Given task:
For every line in the records that has the word "screenshot", make a copy.

-=-=-=-=-

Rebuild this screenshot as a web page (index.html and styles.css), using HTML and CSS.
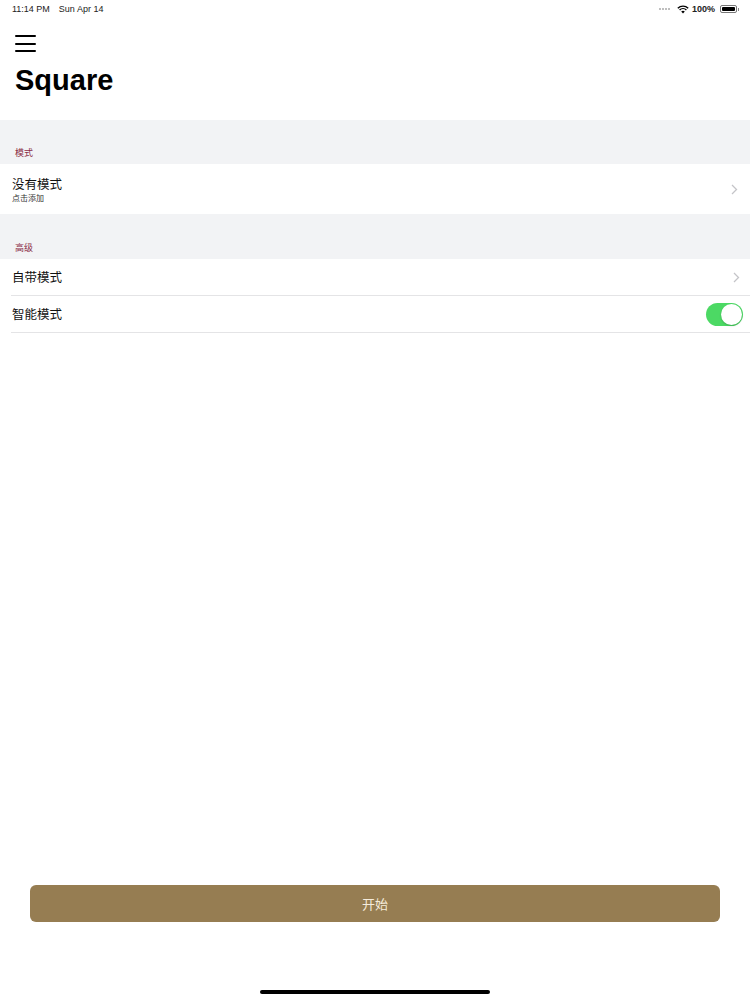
FILE: index.html
```html
<!DOCTYPE html>
<html lang="zh">
<head>
<meta charset="utf-8">
<link rel="stylesheet" href="styles.css">
</head>
<body>
<div class="screen">
  <div class="status">
    <div class="status-left"><span>11:14 PM</span><span>Sun Apr 14</span></div>
    <div class="status-right">
      <span class="dots"><i></i><i></i><i></i><i></i></span>
      <svg class="wifi" width="12" height="9" viewBox="0 0 12 9"><path d="M6 8.6 L4.2 6.6 A2.6 2.6 0 0 1 7.8 6.6 Z" fill="#000"/><path d="M2.6 5 A4.9 4.9 0 0 1 9.4 5" stroke="#000" stroke-width="1.4" fill="none"/><path d="M0.8 3.2 A7.5 7.5 0 0 1 11.2 3.2" stroke="#000" stroke-width="1.4" fill="none"/></svg>
      <span class="pct">100%</span>
      <span class="battery"><span class="fill"></span></span><span class="nub"></span>
    </div>
  </div>
  <div class="nav">
    <div class="burger"><i></i><i></i><i></i></div>
    <h1 class="title">Square</h1>
  </div>
  <div class="content">
    <div class="sec-head first">模式</div>
    <div class="row row-tall">
      <div class="row-text">
        <div class="row-title">没有模式</div>
        <div class="row-sub">点击添加</div>
      </div>
      <svg class="chev" width="7" height="11" viewBox="0 0 7 11"><path d="M1 1 L5.5 5.5 L1 10" stroke="#c4c4c8" stroke-width="1.3" fill="none"/></svg>
    </div>
    <div class="sec-head">高级</div>
    <div class="row row-line">
      <div class="row-title">自带模式</div>
      <svg class="chev" width="7" height="11" viewBox="0 0 7 11"><path d="M1 1 L5.5 5.5 L1 10" stroke="#c4c4c8" stroke-width="1.3" fill="none"/></svg>
    </div>
    <div class="row row-line">
      <div class="row-title">智能模式</div>
      <div class="toggle"><span class="knob"></span></div>
    </div>
    <div class="spacer"></div>
    <div class="btn-wrap"><button class="start">开始</button></div>
    <div class="home-wrap"><div class="home"></div></div>
  </div>
</div>
</body>
</html>
```
FILE: styles.css
```css
* { box-sizing: border-box; }
html, body { margin: 0; padding: 0; background: #fff; }
body { font-family: "Liberation Sans", "Noto Sans CJK SC", sans-serif; color: #000; }
.screen { width: 750px; height: 1000px; display: flex; flex-direction: column; overflow: hidden; }
.status { height: 18px; display: flex; justify-content: space-between; align-items: center; padding: 0 11px 0 12px; font-size: 9px; color: #222; }
.status-left { display: flex; gap: 9px; }
.status-right { display: flex; align-items: center; gap: 3px; }
.dots { display: flex; gap: 1px; margin-right: 4px; }
.dots i { width: 2px; height: 2px; border-radius: 50%; background: #aaa; display: block; }
.wifi { display: block; }
.pct { font-weight: bold; font-size: 9px; }
.battery { width: 17px; height: 8px; border: 1px solid #777; border-radius: 2px; padding: 1px; display: block; margin-left: 2px; }
.battery .fill { display: block; width: 100%; height: 100%; background: #000; border-radius: 1px; }
.nub { width: 1px; height: 3px; background: #888; display: block; margin-left: -2px; }
.nav { height: 102px; padding: 17px 0 0 15px; }
.burger { width: 21px; height: 17px; display: flex; flex-direction: column; justify-content: space-between; }
.burger i { display: block; height: 2px; background: #000; border-radius: 1px; }
.title { margin: 11px 0 0 0; font-size: 29px; font-weight: bold; line-height: 34px; }
.content { flex: 1; display: flex; flex-direction: column; }
.sec-head { background: #f2f3f5; height: 45px; padding: 0 0 5px 15px; display: flex; align-items: flex-end; font-size: 9px; color: #8a2b45; font-family: "Noto Sans CJK SC", sans-serif; }
.sec-head.first { height: 44px; }
.row { display: flex; align-items: center; justify-content: space-between; padding: 0 9px 0 12px; font-family: "Noto Sans CJK SC", sans-serif; }
.row-tall { height: 50px; }
.row-text { display: flex; flex-direction: column; }
.row-title { font-size: 12.5px; line-height: 16px; color: #111; }
.row-sub { font-size: 8px; line-height: 11px; color: #333; margin-top: 0; }
.row-line { height: 37px; margin-left: 11px; padding-left: 1px; padding-right: 7px; border-bottom: 1px solid #e4e4e6; }
.chev { display: block; margin-right: 3px; }
.toggle { width: 37px; height: 23px; border-radius: 12px; background: #4cd964; position: relative; }
.toggle .knob { position: absolute; right: 1px; top: 1px; width: 21px; height: 21px; border-radius: 50%; background: #fff; box-shadow: 0 1px 2px rgba(0,0,0,0.2); }
.spacer { flex: 1; }
.btn-wrap { padding: 0 30px; }
.start { width: 100%; height: 37px; border: none; border-radius: 6px; background: #967d52; color: #f5ecdc; font-size: 13px; font-family: "Noto Sans CJK SC", sans-serif; }
.home-wrap { height: 78px; display: flex; justify-content: center; align-items: flex-end; padding-bottom: 6px; }
.home { width: 230px; height: 4px; border-radius: 2px; background: #000; }
```
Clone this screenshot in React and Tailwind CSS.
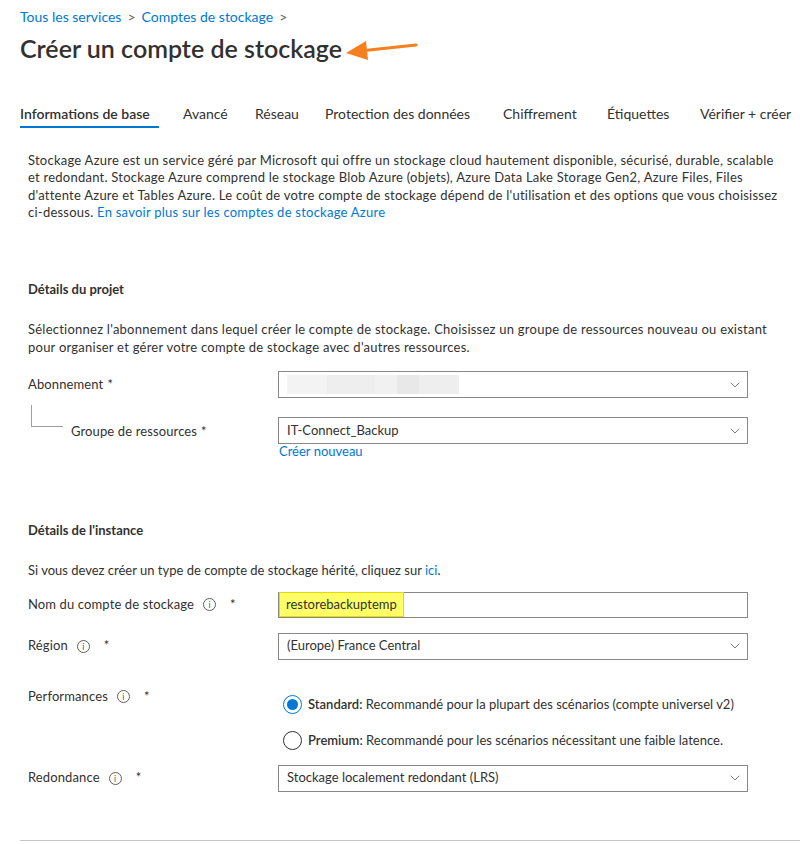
import { ChevronDown } from 'lucide-react';

const font = { fontFamily: 'Lato, "Noto Sans", sans-serif' };

const TABS = [
  { label: 'Informations de base', w: 'w-[163px]' },
  { label: 'Avancé', w: 'w-[72px]' },
  { label: 'Réseau', w: 'w-[70px]' },
  { label: 'Protection des données', w: 'w-[178px]' },
  { label: 'Chiffrement', w: 'w-[104px]' },
  { label: 'Étiquettes', w: 'w-[93px]' },
  { label: 'Vérifier + créer', w: 'w-[100px]' },
];

function Info() {
  return (
    <span className="inline-flex h-[13px] w-[13px] items-center justify-center rounded-full border border-[#605e5c] text-[9px] leading-none text-[#605e5c]">
      i
    </span>
  );
}

function Label({ children, info }) {
  return (
    <div className="flex items-center gap-[9px] text-[13px] tracking-[0.12px] text-[#323130]">
      <span>{children}</span>
      {info && <Info />}
      <span className={info ? 'ml-[5px]' : '-ml-[5px]'}>*</span>
    </div>
  );
}

function Select({ children }) {
  return (
    <div className="flex h-[27px] w-[470px] items-center justify-between border border-[#8a8886] pl-[8px] pr-[4px] text-[13px] text-[#323130]">
      <div className="flex items-center">{children}</div>
      <ChevronDown size={16} strokeWidth={1.2} className="text-[#605e5c]" />
    </div>
  );
}

export default function App() {
  return (
    <div className="min-h-[844px] w-[800px] overflow-hidden bg-white" style={font}>
      <div className="px-[20px] pt-[6px]">
        <div className="flex items-center gap-[6px] text-[14px] text-[#0078d4]">
          <span>Tous les services</span>
          <span className="text-[#605e5c]">&gt;</span>
          <span>Comptes de stockage</span>
          <span className="text-[#605e5c]">&gt;</span>
        </div>

        <div className="mt-[3px] flex items-center">
          <h1 className="text-[25px] font-semibold text-[#323130]">Créer un compte de stockage</h1>
          <svg width="80" height="24" viewBox="0 0 80 24" className="ml-[2px] mt-[2px]">
            <line x1="16" y1="13" x2="72" y2="7" stroke="#f7801e" strokeWidth="3" strokeLinecap="round" />
            <polygon points="2,15 22,3 24,22" fill="#f7801e" />
          </svg>
        </div>

        <div className="mt-[35px] flex whitespace-nowrap text-[14px] text-[#323130]">
          {TABS.map((t, i) => (
            <div key={t.label} className={`${t.w} shrink-0`}>
              <div className={i === 0 ? 'font-semibold' : ''}>{t.label}</div>
              {i === 0 && <div className="mt-[2px] h-[2px] w-[139px] bg-[#0078d4]" />}
            </div>
          ))}
        </div>
      </div>

      <div className="px-[28px]">
        <p className="mt-[24px] whitespace-nowrap text-[13px] leading-[17.5px] tracking-[0.24px] text-[#323130]">
          Stockage Azure est un service géré par Microsoft qui offre un stockage cloud hautement disponible, sécurisé, durable, scalable
          <br />
          et redondant. Stockage Azure comprend le stockage Blob Azure (objets), Azure Data Lake Storage Gen2, Azure Files, Files
          <br />
          d'attente Azure et Tables Azure. Le coût de votre compte de stockage dépend de l'utilisation et des options que vous choisissez
          <br />
          ci-dessous. <span className="text-[#0078d4]">En savoir plus sur les comptes de stockage Azure</span>
        </p>

        <h2 className="mt-[58px] text-[13px] font-bold text-[#323130]">Détails du projet</h2>
        <p className="mt-[21px] whitespace-nowrap text-[13px] leading-[18px] tracking-[0.24px] text-[#323130]">
          Sélectionnez l'abonnement dans lequel créer le compte de stockage. Choisissez un groupe de ressources nouveau ou existant
          <br />
          pour organiser et gérer votre compte de stockage avec d'autres ressources.
        </p>

        <div className="mt-[15px] flex items-center">
          <div className="w-[250px]">
            <Label>Abonnement</Label>
          </div>
          <Select>
            <div className="flex h-[19px]">
              <div className="w-[40px] bg-[#f3f3f3]" />
              <div className="w-[48px] bg-[#eeeeee]" />
              <div className="w-[22px] bg-[#f1f1f1]" />
              <div className="w-[22px] bg-[#e8e8e8]" />
              <div className="w-[40px] bg-[#eeeeee]" />
            </div>
          </Select>
        </div>

        <div className="flex">
          <div className="ml-[3px] mt-[7px] h-[22px] w-[32px] border-b border-l border-[#a19f9d]" />
        </div>
        <div className="-mt-[10px] flex items-start">
          <div className="w-[250px] pl-[43px] pt-[5px]">
            <Label>Groupe de ressources</Label>
          </div>
          <div>
            <Select>IT-Connect_Backup</Select>
            <div className="-mt-[2px] pl-[1px] text-[13px] text-[#0078d4]">Créer nouveau</div>
          </div>
        </div>

        <h2 className="mt-[59px] text-[13px] font-bold text-[#323130]">Détails de l'instance</h2>
        <p className="mt-[21px] text-[13px] text-[#323130]">
          Si vous devez créer un type de compte de stockage hérité, cliquez sur <span className="text-[#0078d4]">ici</span>.
        </p>

        <div className="mt-[11px] flex items-center">
          <div className="w-[250px]">
            <Label info>Nom du compte de stockage</Label>
          </div>
          <div className="flex h-[26px] w-[470px] items-center border border-[#8a8886] text-[13px] text-[#323130]">
            <span className="flex h-[25px] items-center border border-[#e8d800] bg-[#ffff66] px-[6px]">restorebackuptemp</span>
          </div>
        </div>

        <div className="mt-[15px] flex items-center">
          <div className="w-[250px]">
            <Label info>Région</Label>
          </div>
          <Select>(Europe) France Central</Select>
        </div>

        <div className="mt-[27px] flex items-start">
          <div className="w-[250px]">
            <Label info>Performances</Label>
          </div>
          <div className="flex flex-col gap-[17px] pl-[5px] pt-[8px] text-[13px] text-[#323130]">
            <div className="flex items-center gap-[6px]">
              <span className="flex h-[19px] w-[19px] items-center justify-center rounded-full border border-[#0078d4]">
                <span className="h-[11px] w-[11px] rounded-full bg-[#0078d4]" />
              </span>
              <span>
                <span className="font-semibold">Standard:</span> Recommandé pour la plupart des scénarios (compte universel v2)
              </span>
            </div>
            <div className="flex items-center gap-[6px]">
              <span className="h-[19px] w-[19px] rounded-full border border-[#323130]" />
              <span>
                <span className="font-semibold">Premium:</span> Recommandé pour les scénarios nécessitant une faible latence.
              </span>
            </div>
          </div>
        </div>

        <div className="mt-[14px] flex items-center">
          <div className="w-[250px]">
            <Label info>Redondance</Label>
          </div>
          <Select>Stockage localement redondant (LRS)</Select>
        </div>
      </div>

      <div className="ml-[20px] mt-[48px] h-px bg-[#c8c6c4]" />
    </div>
  );
}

-=-=-=-=-

Answer to this task:
Rebuild this screenshot as a web page (index.html and styles.css), using HTML and CSS.
Clone this screenshot in React and Tailwind CSS.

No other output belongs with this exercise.